A Sémper se le quedó cara de niño besado por la enfermera o la maestra, de niño besado tras caerse de la bicicleta, un beso tras la mercromina también color de beso, ese beso de la madre en la cara que viene después del primer beso en la rodilla, porque la madre parece besarte no como a un hijo sino como a un cristo. Yolanda, en cambio, práctica como lo son las mujeres por aprendizaje histórico, lo que quería era borrar el beso, que es algo imposible y de ahí la ternura del gesto. Borrar el beso enseguida, borrar la herida de lanza que había quedado en el pobre Sémper como la herida de Amfortas, borrarla con un poco de pudor de haberla abierto sin querer o queriendo, que eso da igual porque ahí quedaba el beso manante y sagrado como el Grial. La mujer curativa, la mujer restauradora, la mujer pacificadora, que es verdad que suena a tópico pero son tópicos que ha usado también la propia Yolanda en la política. Lo que pasa es que ahora no había política, sólo había dos personas mostrando inesperada o inevitablemente ternura, y todas las demás enterneciéndonos con ellas, claro, que es lo que se llama empatía, algo que creíamos abolido no ya en la política sino en el mundo.
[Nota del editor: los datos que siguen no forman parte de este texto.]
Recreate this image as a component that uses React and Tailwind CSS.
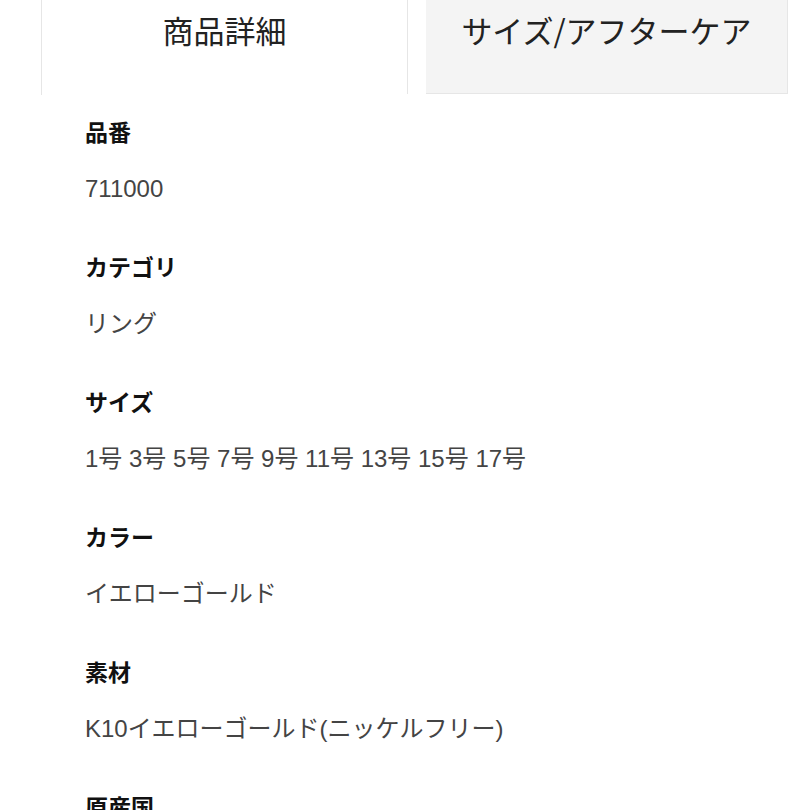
const items = [
  { label: '品番', value: '711000' },
  { label: 'カテゴリ', value: 'リング' },
  { label: 'サイズ', value: '1号 3号 5号 7号 9号 11号 13号 15号 17号' },
  { label: 'カラー', value: 'イエローゴールド' },
  { label: '素材', value: 'K10イエローゴールド(ニッケルフリー)' },
  { label: '原産国', value: '日本' },
]

const App = () => {
  return (
    <div className="w-[810px] h-[810px] overflow-hidden bg-white font-['Liberation_Sans','Noto_Sans_CJK_JP',sans-serif]">
      {/* tabs */}
      <div className="flex h-[95px] pl-[41px]">
        <div className="w-[366px] h-[95px] border-l border-[#e6e6e6] flex items-start justify-center pt-[10px]">
          <span className="text-[31px] leading-[40px] text-[#222] font-['Noto_Sans_CJK_JP',sans-serif]">商品詳細</span>
        </div>
        <div className="w-[381px] h-[94px] border-l border-[#e6e6e6] flex">
          <div className="ml-[18px] flex-1 bg-[#f4f4f4] border-r border-b border-[#e6e6e6] flex items-start justify-center pt-[10px]">
            <span className="text-[31px] leading-[40px] text-[#222] font-['Noto_Sans_CJK_JP',sans-serif]">サイズ/アフターケア</span>
          </div>
        </div>
      </div>

      {/* details */}
      <div className="pl-[85px] pt-[21px]">
        {items.map((item) => (
          <div key={item.label} className="pb-[47px]">
            <div className="h-[30px] leading-[30px] text-[23px] font-bold text-[#111] font-['Noto_Sans_CJK_JP',sans-serif]">
              {item.label}
            </div>
            <div className="mt-[28px] h-[30px] leading-[30px] text-[24px] text-[#444]">
              {item.value}
            </div>
          </div>
        ))}
      </div>
    </div>
  )
}

export default App
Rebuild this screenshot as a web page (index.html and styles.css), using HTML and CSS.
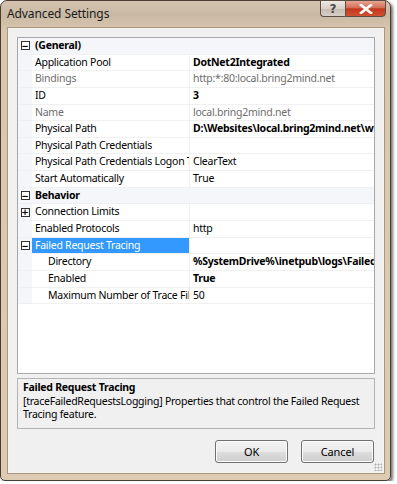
FILE: index.html
```html
<!DOCTYPE html>
<html>
<head>
<meta charset="utf-8">
<link rel="stylesheet" href="styles.css">
</head>
<body>
<div class="window">
  <div class="titlebar">
    <span class="title">Advanced Settings</span>
    <div class="caption">
      <div class="cbtn help">?</div>
      <div class="cbtn close">
        <svg width="14" height="10" viewBox="0 0 14 10"><path d="M2 1 L12 9 M12 1 L2 9" stroke="#fff" stroke-width="2.6" stroke-linecap="square"/></svg>
      </div>
    </div>
  </div>
  <div class="client">
    <div class="grid">
      <div class="row cat"><span class="gutter"><span class="box">&minus;</span></span><span class="name">(General)</span></div>
      <div class="row"><span class="gutter"></span><span class="name">Application Pool</span><span class="value b">DotNet2Integrated</span></div>
      <div class="row ro"><span class="gutter"></span><span class="name">Bindings</span><span class="value">http:*:80:local.bring2mind.net</span></div>
      <div class="row"><span class="gutter"></span><span class="name">ID</span><span class="value b">3</span></div>
      <div class="row ro"><span class="gutter"></span><span class="name">Name</span><span class="value">local.bring2mind.net</span></div>
      <div class="row"><span class="gutter"></span><span class="name">Physical Path</span><span class="value b">D:\Websites\local.bring2mind.net\www</span></div>
      <div class="row"><span class="gutter"></span><span class="name">Physical Path Credentials</span><span class="value"></span></div>
      <div class="row"><span class="gutter"></span><span class="name">Physical Path Credentials Logon Type</span><span class="value">ClearText</span></div>
      <div class="row"><span class="gutter"></span><span class="name">Start Automatically</span><span class="value">True</span></div>
      <div class="row cat"><span class="gutter"><span class="box">&minus;</span></span><span class="name">Behavior</span></div>
      <div class="row"><span class="gutter"><span class="box">+</span></span><span class="name">Connection Limits</span><span class="value"></span></div>
      <div class="row"><span class="gutter"></span><span class="name">Enabled Protocols</span><span class="value">http</span></div>
      <div class="row"><span class="gutter"><span class="box">&minus;</span></span><span class="name sel">Failed Request Tracing</span><span class="value"></span></div>
      <div class="row sub"><span class="gutter"></span><span class="name">Directory</span><span class="value b">%SystemDrive%\inetpub\logs\FailedReqLogFiles</span></div>
      <div class="row sub"><span class="gutter"></span><span class="name">Enabled</span><span class="value b">True</span></div>
      <div class="row sub"><span class="gutter"></span><span class="name">Maximum Number of Trace Files</span><span class="value">50</span></div>
    </div>
    <div class="desc">
      <div class="desc-title">Failed Request Tracing</div>
      <div class="desc-text">[traceFailedRequestsLogging] Properties that control the Failed Request Tracing feature.</div>
    </div>
    <div class="buttons">
      <button class="btn">OK</button>
      <button class="btn">Cancel</button>
    </div>
    <div class="grip"></div>
  </div>
</div>
</body>
</html>
```
FILE: styles.css
```css
html, body {
  margin: 0;
  padding: 0;
  background: #ffffff;
}
body {
  font-family: "Noto Sans", "DejaVu Sans", sans-serif;
  font-size: 10.5px;
  letter-spacing: -0.25px;
  color: #000;
}
.window {
  width: 391px;
  height: 481px;
  box-sizing: border-box;
  border: 1px solid #4a3c30;
  border-radius: 7px 7px 5px 5px;
  background: linear-gradient(180deg, #d3c3b0 0px, #c9b9a4 14px, #d9c6ae 30px, #decbb3 100%);
  box-shadow: 2px 2px 3px rgba(0,0,0,0.55);
  display: flex;
  flex-direction: column;
  padding: 0 5px 6px 6px;
}
.titlebar {
  height: 26px;
  display: flex;
  justify-content: space-between;
  align-items: flex-start;
  flex: none;
}
.title {
  font-family: "Noto Sans", sans-serif;
  font-size: 12px;
  letter-spacing: -0.1px;
  color: #1b1b1b;
  margin-top: 4px;
}
.caption {
  display: flex;
  margin-right: -1px;
  margin-top: -1px;
}
.cbtn {
  height: 17px;
  box-sizing: border-box;
  border: 1px solid #5b4e45;
  display: flex;
  align-items: center;
  justify-content: center;
}
.help {
  width: 25px;
  border-radius: 0 0 0 4px;
  border-right: none;
  background: linear-gradient(180deg, #efe9e4 0%, #d9d0c8 50%, #c6bbb2 51%, #d8cfc7 100%);
  color: #4a4a4a;
  font-weight: bold;
  font-size: 12px;
  letter-spacing: 0;
  font-family: "DejaVu Sans", sans-serif;
}
.close {
  width: 41px;
  border-radius: 0 0 4px 0;
  background: linear-gradient(180deg, #e8a493 0%, #d46e57 45%, #c4381c 52%, #d0512f 100%);
}
.client {
  flex: 1;
  background: #f0f0f0;
  border: 1px solid #a89680;
  box-shadow: inset 0 0 0 1px #f7f2ec;
  padding: 9px 9px 0 9px;
  display: flex;
  flex-direction: column;
  position: relative;
}
.grid {
  height: 337px;
  box-sizing: border-box;
  border: 1px solid #a8a8a8;
  background: #fff;
  overflow: hidden;
}
.row {
  display: flex;
  height: 16.65px;
  box-sizing: border-box;
  border-bottom: 1px solid #f0f0f0;
  line-height: 15px;
  white-space: nowrap;
}
.gutter {
  width: 14px;
  flex: none;
  background: #f4f6fa;
  display: flex;
  align-items: center;
  justify-content: center;
}
.box {
  width: 9px;
  height: 9px;
  box-sizing: border-box;
  border: 1px solid #333;
  background: #fff;
  font-size: 9px;
  letter-spacing: 0;
  line-height: 6px;
  text-align: center;
  font-family: "DejaVu Sans", sans-serif;
  font-weight: bold;
  display: flex;
  align-items: center;
  justify-content: center;
}
.name {
  width: 158px;
  flex: none;
  padding-left: 3px;
  overflow: hidden;
  box-sizing: border-box;
  border-right: 1px solid #f0f0f0;
}
.sub .name {
  padding-left: 16px;
}
.name.sel {
  background: #3399ff;
  color: #fff;
}
.value {
  flex: 1;
  padding-left: 3px;
  overflow: hidden;
}
.b {
  font-weight: bold;
}
.ro .name, .ro .value {
  color: #6d6d6d;
}
.cat {
  background: #f4f6fa;
}
.cat .name {
  font-weight: bold;
  border-right: none;
}
.desc {
  margin-top: 4px;
  height: 51px;
  box-sizing: border-box;
  border: 1px solid #b4b4b4;
  background: #f0f0f0;
  padding: 2px 5px;
  line-height: 13.5px;
}
.desc-title {
  font-weight: bold;
}
.buttons {
  display: flex;
  justify-content: flex-end;
  gap: 13px;
  margin-top: 11px;
  padding-right: 1px;
}
.btn {
  width: 73px;
  height: 23px;
  font-family: "Noto Sans", sans-serif;
  font-size: 11px;
  letter-spacing: -0.1px;
  color: #000;
  border: 1px solid #707070;
  border-radius: 3px;
  background: linear-gradient(180deg, #f2f2f2 0%, #ebebeb 50%, #dddddd 51%, #cfcfcf 100%);
  box-shadow: inset 0 0 0 1px #fcfcfc;
  padding: 0;
}
.grip {
  position: absolute;
  right: 2px;
  bottom: 2px;
  width: 8px;
  height: 8px;
  background: radial-gradient(circle, #b0b0b0 0.8px, transparent 1.2px) 0 0 / 3px 3px;
}
```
Sémper se quedaba con el beso como con una mancha de mora, y Yolanda, ya digo, lo que intentaba era borrarlo lo antes posible, que hay pudor y quizá también coquetería en eso. Hay una ambigua coquetería siempre en querer deshacer lo que se ha hecho sin que nadie sepa si se quiso hacer o no, una coquetería que maneja mucho mejor la mujer, que deja carmín o miradas o pañuelos enigmáticos mientras el hombre sólo deja feas certidumbres igual que deja pelos. Pero, sobre todo, a mí lo que me parecía era que, contra ese beso que había quedado indeleble, o sea contra la humanidad que se había revelado y rebelado por encima de las diferencias, permanecía un pudor no erótico sino político. El pudor del duro político que se ha visto rodeado y vencido por un momento de ternura como el guerrero que se ve rodeado y vencido por un claro de luna. Y una ternura que se nota real, que no se puede disimular, como no se puede disimular a veces el deseo. Y eso es lo que nos ha sorprendido, porque no imaginábamos ya a los políticos siendo personas, a los políticos clavándose y desclavándose besos, aparte de los besos de estatua, besos fríos y repulsivos, que se da Sánchez a sí mismo.
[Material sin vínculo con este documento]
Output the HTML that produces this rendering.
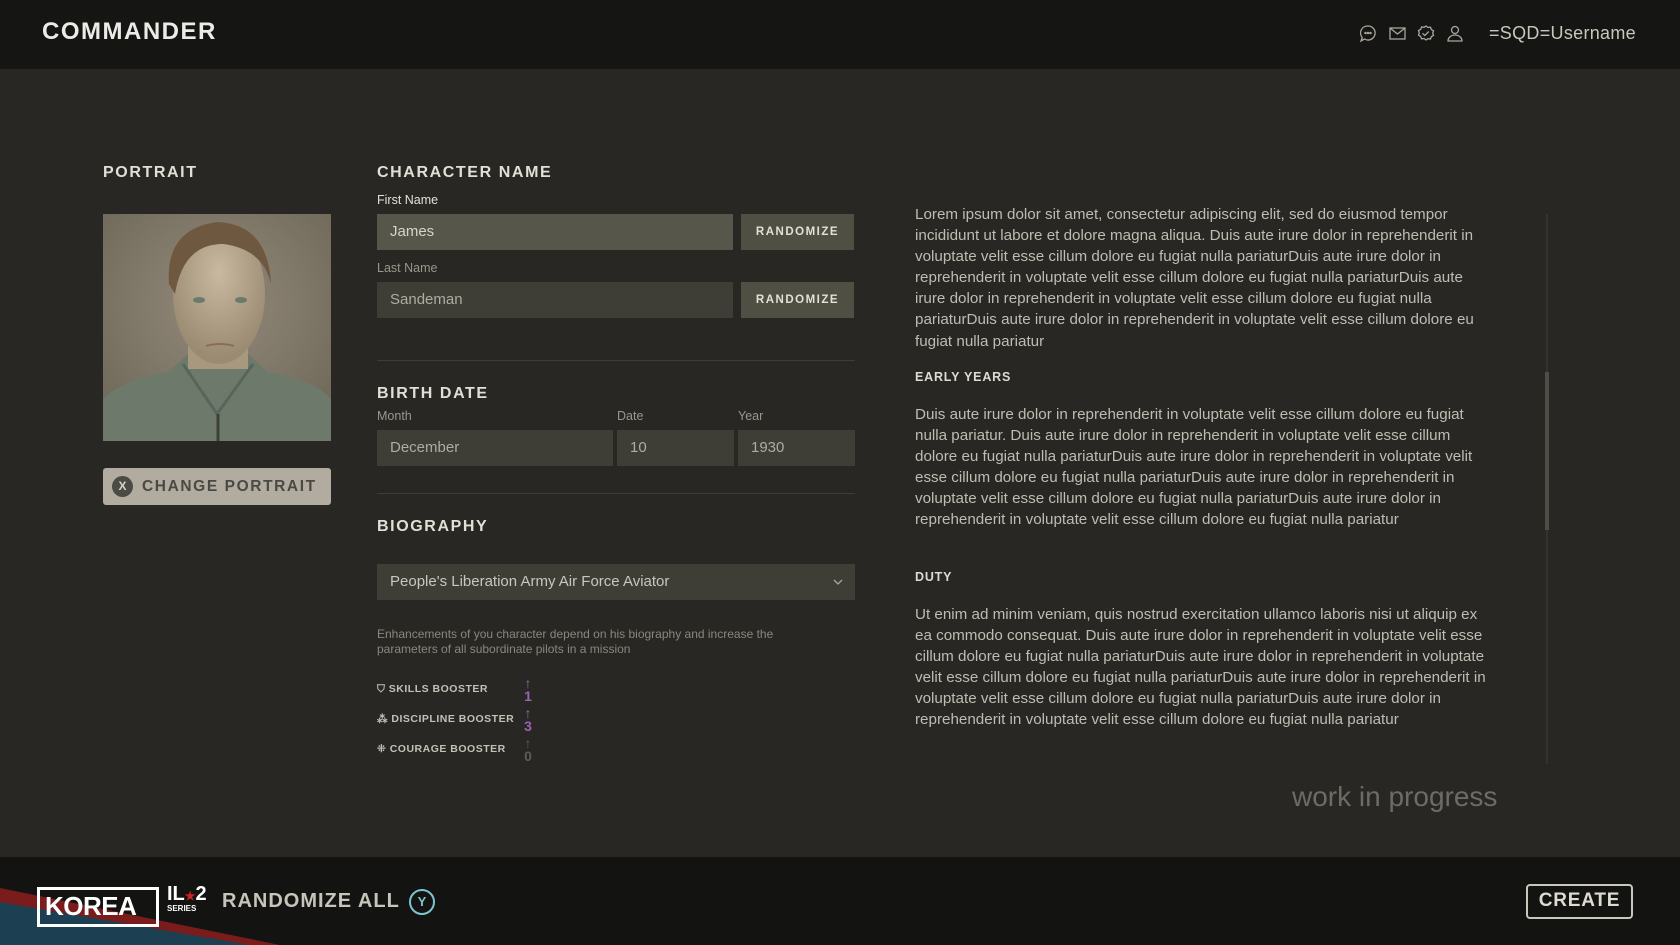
<!DOCTYPE html>
<html><head><meta charset="utf-8"><style>
*{margin:0;padding:0;box-sizing:border-box}
body{width:1680px;height:945px;overflow:hidden;background:#282723;font-family:"Liberation Sans",sans-serif;color:#d8d5cc;position:relative}
.a{position:absolute}
.hdr{left:0;top:0;width:1680px;height:69px;background:#151513}
.h{font-weight:bold;letter-spacing:1.6px;color:#e2dfd6;font-size:16px}
.lbl{font-size:12.5px;color:#bcb8ad}
.inp{background:#4a4a3e;height:36px;font-size:15px;color:#d8d5c8;padding:0 13px;line-height:36px}
.btn{background:#4f4f43;height:36px;font-size:11.5px;font-weight:bold;letter-spacing:1.5px;color:#e4e1d6;text-align:center;line-height:36px;width:113px;left:741px}
.div{height:1px;background:#3e3d37;left:377px;width:478px}
.txt{left:915px;width:572px;font-size:15.2px;line-height:21.1px;color:#bfbcb2}
.sub{left:915px;font-size:12.5px;font-weight:bold;letter-spacing:.8px;color:#dedbd2}
.bst{left:377px;font-size:10.5px;font-weight:bold;letter-spacing:.5px;color:#c3c0b6}
.num{left:522px;font-size:14px;font-weight:bold;color:#9a62b0;line-height:13px;text-align:center;width:12px}
</style></head><body>
<div class="a hdr"></div>
<div class="a" style="left:42px;top:18px;font-size:24px;font-weight:bold;letter-spacing:1.5px;color:#ecebe5">COMMANDER</div>
<svg class="a" style="left:1359px;top:24px" width="110" height="20" viewBox="0 0 110 20" fill="none" stroke="#a9a69c" stroke-width="1.3">
<path d="M9 2a7 7 0 1 1-3.5 13L2 17l1.2-3.5A7 7 0 0 1 9 2z"/><circle cx="6.5" cy="9" r=".6" fill="#a9a69c"/><circle cx="9" cy="9" r=".6" fill="#a9a69c"/><circle cx="11.5" cy="9" r=".6" fill="#a9a69c"/>
<rect x="31" y="4" width="15" height="11"/><path d="M31 4l7.5 6 7.5-6"/>
<path d="M67 2l2 1.5 2.5-.3.8 2.3 2.2 1.3-.8 2.3.8 2.3-2.2 1.3-.8 2.3-2.5-.3L67 16l-2-1.5-2.5.3-.8-2.3-2.2-1.3.8-2.3-.8-2.3 2.2-1.3.8-2.3 2.5.3z"/><path d="M63.5 9.3l2.3 2.2 4-4"/>
<circle cx="96" cy="6" r="3.5"/><path d="M89 17a7 6 0 0 1 14 0z"/>
</svg>
<div class="a" style="left:1489px;top:23px;font-size:18px;color:#c9c6bc;letter-spacing:.3px">=SQD=Username</div>

<div class="a h" style="left:103px;top:164px">PORTRAIT</div>
<svg class="a" style="left:103px;top:214px" width="228" height="227" viewBox="0 0 228 227">
<defs><radialGradient id="bg" cx="50%" cy="40%" r="70%"><stop offset="0" stop-color="#93897a"/><stop offset="1" stop-color="#6e6859"/></radialGradient>
<radialGradient id="fc" cx="50%" cy="35%" r="60%"><stop offset="0" stop-color="#c9b9a0"/><stop offset="1" stop-color="#9b8b73"/></radialGradient></defs>
<rect width="228" height="227" fill="url(#bg)"/>
<path d="M0 185 Q20 165 65 158 L85 140 L145 140 L165 158 Q210 165 228 185 L228 227 L0 227z" fill="#6d7a6b"/>
<path d="M80 150 L114 200 L150 150" fill="none" stroke="#59655a" stroke-width="3"/>
<rect x="85" y="110" width="60" height="45" fill="#a8987e"/>
<ellipse cx="116" cy="80" rx="46" ry="70" fill="url(#fc)"/>
<path d="M66 70 Q62 15 114 8 Q165 10 168 70 Q160 35 120 30 Q80 30 72 80z" fill="#6e5840"/>
<ellipse cx="96" cy="86" rx="6" ry="3" fill="#6a7a6c"/><ellipse cx="138" cy="86" rx="6" ry="3" fill="#6a7a6c"/>
<path d="M103 132 Q117 128 131 132" stroke="#8a6e5c" stroke-width="2" fill="none"/>
<line x1="115" y1="200" x2="115" y2="227" stroke="#3e4038" stroke-width="3"/>
</svg>
<div class="a" style="left:103px;top:468px;width:228px;height:37px;background:#b1ac9f;border-radius:3px"></div>
<div class="a" style="left:112px;top:476px;width:21px;height:21px;border-radius:50%;background:#4b4a44;color:#d7d3c8;font-size:12px;font-weight:bold;text-align:center;line-height:21px">X</div>
<div class="a" style="left:142px;top:478px;font-size:15.5px;font-weight:bold;letter-spacing:1.6px;color:#4a4943">CHANGE PORTRAIT</div>

<div class="a h" style="left:377px;top:164px">CHARACTER NAME</div>
<div class="a lbl" style="left:377px;top:193px;color:#e3e0d7">First Name</div>
<div class="a inp" style="left:377px;top:214px;width:356px;background:#56564a">James</div>
<div class="a btn" style="top:214px">RANDOMIZE</div>
<div class="a lbl" style="left:377px;top:261px;color:#99968c">Last Name</div>
<div class="a inp" style="left:377px;top:282px;width:356px;background:#3f3e36;color:#aeab9f">Sandeman</div>
<div class="a btn" style="top:282px">RANDOMIZE</div>
<div class="a div" style="top:360px"></div>

<div class="a h" style="left:377px;top:385px">BIRTH DATE</div>
<div class="a lbl" style="left:377px;top:409px;color:#99968c">Month</div>
<div class="a lbl" style="left:617px;top:409px;color:#99968c">Date</div>
<div class="a lbl" style="left:738px;top:409px;color:#99968c">Year</div>
<div class="a inp" style="left:377px;top:430px;width:236px;background:#3f3e36;color:#aeab9f">December</div>
<div class="a inp" style="left:617px;top:430px;width:117px;background:#3f3e36;color:#aeab9f">10</div>
<div class="a inp" style="left:738px;top:430px;width:117px;background:#3f3e36;color:#aeab9f">1930</div>
<div class="a div" style="top:493px"></div>

<div class="a h" style="left:377px;top:518px">BIOGRAPHY</div>
<div class="a inp" style="left:377px;top:564px;width:478px;background:#3f3e36;color:#c9c6bb">People's Liberation Army Air Force Aviator</div>
<svg class="a" style="left:832px;top:577px" width="12" height="10"><path d="M2 3l4 4 4-4" stroke="#a9a69c" fill="none" stroke-width="1.3"/></svg>
<div class="a" style="left:377px;top:627px;font-size:12px;line-height:14.5px;color:#8a877d">Enhancements of you character depend on his biography and increase the<br>parameters of all subordinate pilots in a mission</div>
<div class="a bst" style="top:683px">⛉ SKILLS BOOSTER</div>
<div class="a bst" style="top:713px">⁂ DISCIPLINE BOOSTER</div>
<div class="a bst" style="top:743px">⁜ COURAGE BOOSTER</div>
<div class="a num" style="top:677px">↑<br>1</div>
<div class="a num" style="top:707px">↑<br>3</div>
<div class="a num" style="top:737px;color:#5e5c55">↑<br>0</div>

<div class="a txt" style="top:204px">Lorem ipsum dolor sit amet, consectetur adipiscing elit, sed do eiusmod tempor incididunt ut labore et dolore magna aliqua. Duis aute irure dolor in reprehenderit in voluptate velit esse cillum dolore eu fugiat nulla pariaturDuis aute irure dolor in reprehenderit in voluptate velit esse cillum dolore eu fugiat nulla pariaturDuis aute irure dolor in reprehenderit in voluptate velit esse cillum dolore eu fugiat nulla pariaturDuis aute irure dolor in reprehenderit in voluptate velit esse cillum dolore eu fugiat nulla pariatur</div>
<div class="a sub" style="top:370px">EARLY YEARS</div>
<div class="a txt" style="top:404px">Duis aute irure dolor in reprehenderit in voluptate velit esse cillum dolore eu fugiat nulla pariatur. Duis aute irure dolor in reprehenderit in voluptate velit esse cillum dolore eu fugiat nulla pariaturDuis aute irure dolor in reprehenderit in voluptate velit esse cillum dolore eu fugiat nulla pariaturDuis aute irure dolor in reprehenderit in voluptate velit esse cillum dolore eu fugiat nulla pariaturDuis aute irure dolor in reprehenderit in voluptate velit esse cillum dolore eu fugiat nulla pariatur</div>
<div class="a sub" style="top:570px">DUTY</div>
<div class="a txt" style="top:604px">Ut enim ad minim veniam, quis nostrud exercitation ullamco laboris nisi ut aliquip ex ea commodo consequat. Duis aute irure dolor in reprehenderit in voluptate velit esse cillum dolore eu fugiat nulla pariaturDuis aute irure dolor in reprehenderit in voluptate velit esse cillum dolore eu fugiat nulla pariaturDuis aute irure dolor in reprehenderit in voluptate velit esse cillum dolore eu fugiat nulla pariaturDuis aute irure dolor in reprehenderit in voluptate velit esse cillum dolore eu fugiat nulla pariatur</div>
<div class="a" style="left:1546px;top:214px;width:2px;height:550px;background:#34332e"></div>
<div class="a" style="left:1545px;top:372px;width:4px;height:158px;background:#4e4d46"></div>
<div class="a" style="left:1292px;top:781px;font-size:28px;color:#6d6b64">work in progress</div>

<div class="a" style="left:0;top:857px;width:1680px;height:88px;background:#131311"></div>
<svg class="a" style="left:0;top:880px" width="300" height="65"><path d="M0 8 L280 65 L0 65z" fill="#7a1c1c"/><path d="M0 22 L250 65 L0 65z" fill="#1d3f52"/></svg>
<div class="a" style="left:37px;top:887px;width:122px;height:40px;border:3px solid #fff"></div>
<div class="a" style="left:45px;top:891px;font-size:26px;font-weight:bold;color:#fff;letter-spacing:-.5px">KOREA</div>
<div class="a" style="left:167px;top:884px;font-size:20px;font-weight:bold;color:#fff;line-height:20px">IL<span style="color:#d02020;font-size:12px">★</span>2</div>
<div class="a" style="left:167px;top:904px;font-size:8px;font-weight:bold;color:#fff">SERIES</div>
<div class="a" style="left:222px;top:890px;font-size:20px;font-weight:bold;letter-spacing:1px;color:#c7c4ba">RANDOMIZE ALL</div>
<div class="a" style="left:409px;top:889px;width:26px;height:26px;border:2.5px solid #7cc4cf;border-radius:50%;color:#7cc4cf;font-size:13px;font-weight:bold;text-align:center;line-height:21px">Y</div>
<div class="a" style="left:1526px;top:884px;width:107px;height:35px;border:2.5px solid #c9c6bc;border-radius:4px;font-size:19px;font-weight:bold;letter-spacing:.8px;color:#dedbd2;text-align:center;line-height:30px">CREATE</div>
</body></html>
El beso, “tan corto que duró más que un relámpago”, en realidad duró mucho más. Duró más que la caricia de Yolanda, que no era caricia y por eso lo era más, y más que el mareo de Borja, que tenía cara de mareado (los hombres enseguida nos mareamos con los besos, con los perfumes y con las piernas). El beso, como ocurre con algunos besos, pudo ser insignificante pero puede llegar a ser eterno. El beso, o más bien lo que no fue el beso, la conexión o el olvido que de repente propiciaron el beso, yo creo que ha trascendido a la anécdota, a ser la foto del día o el suspirito del día como el beso de mantequilla de dos príncipes herederos. A lo mejor estamos todavía con ese beso, como el adolescente con el beso de ayer, porque es el beso que nos gustaría que pudiéramos darnos todos, o casi todos, un beso no erótico sino simbólico, no como un beso de Klimt sino como un beso de Banksy. Claro que lo mismo los besos eternos, como los amores eternos, duran lo que una tormenta (Brassens) o un prelavado. Igual que la Navidad no pudo parar la Gran Guerra, este beso tampoco parará la guerra de nuestra política. Pero hoy, como dijo el poeta, estamos besando un beso y estamos besando más lejos, que ya es una novedad, un descanso, una tregua.